Теоретический и практический опыт Фюссли ценен для истории эстетики. Фюсс л невский «театр» предполагает, с одной стороны, широту и броскость жестов, пластичность и монументальность, отвечающие патетической, аффективной приподнятости происходящего на картине (из двух видов возвышенного, различавшихся эстетикой античности, это возвышенное — страшное, пугающее, небывалое, чрезмерное, отчасти бесформенное — лонгиновское hyperphyes). С другой стороны, этот «театр» предполагает полную иллюзорность совершающегося. Зритель должен быть отчасти поражен, ослеплен, оглушен и эпатирован, но одновременно — полностью вовлечен в действие, целиком погружен в него. Картина должна как бы исчезнуть перед зрителем (это прекрасно оправдывает, считал Фюссли, ее художественную незавершенность), тогда перед ним распахнется сам мир «идеи», творчества, действия. Так, в глазах Фюссли Микеланджело велик тем, что фрески его для зрителя исчезали и зритель непосредственно становился свидетелем самого сотворения[1171].

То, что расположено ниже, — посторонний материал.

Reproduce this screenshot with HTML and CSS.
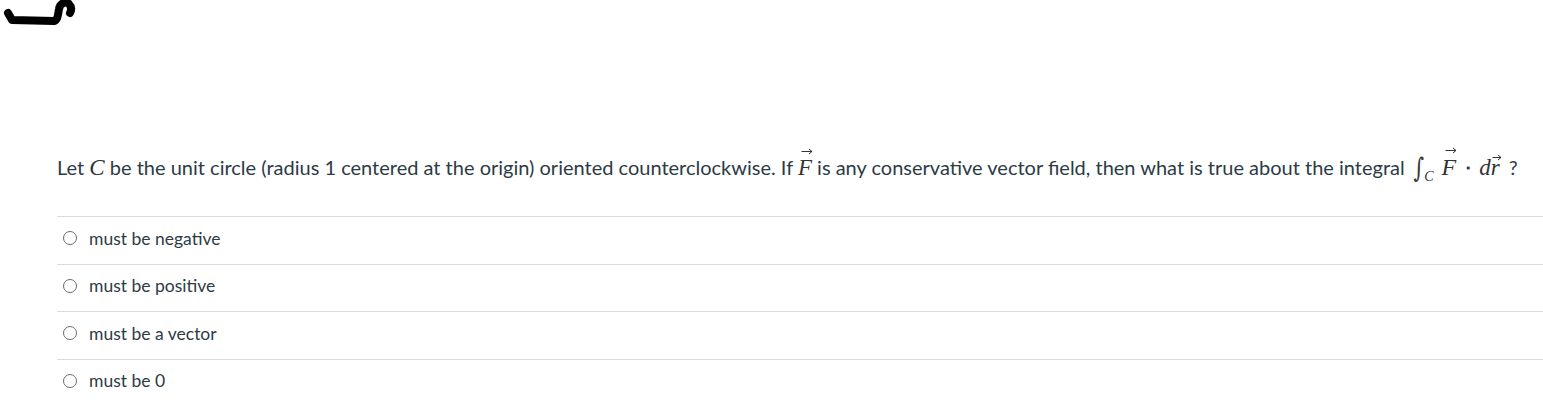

Такого рода иллюзорность не чужда миру риторики. Плутарх в той главе своего сочинения, где он приводил слова Симонида, писал: «Фукидид всегда стремится в своем изложении к такой очевидности, чтобы слушатель превратился в зрителя и чтобы увиденное внушало читающим пораженность и потрясение». Употребленное Плутархом слово enargeia означает очевидность и наглядность особого свойства — это в конечном счете парадоксальная сверхъясность сновидения, когда вещь кажется реально присутствующей, а на деле отсутствует. Это слово и самоё понятие было излюбленным у цюрихских теоретиков Бодмера и Брейтингера, усердно изучавших трактат Псевдо-Лонгина «О возвышенном».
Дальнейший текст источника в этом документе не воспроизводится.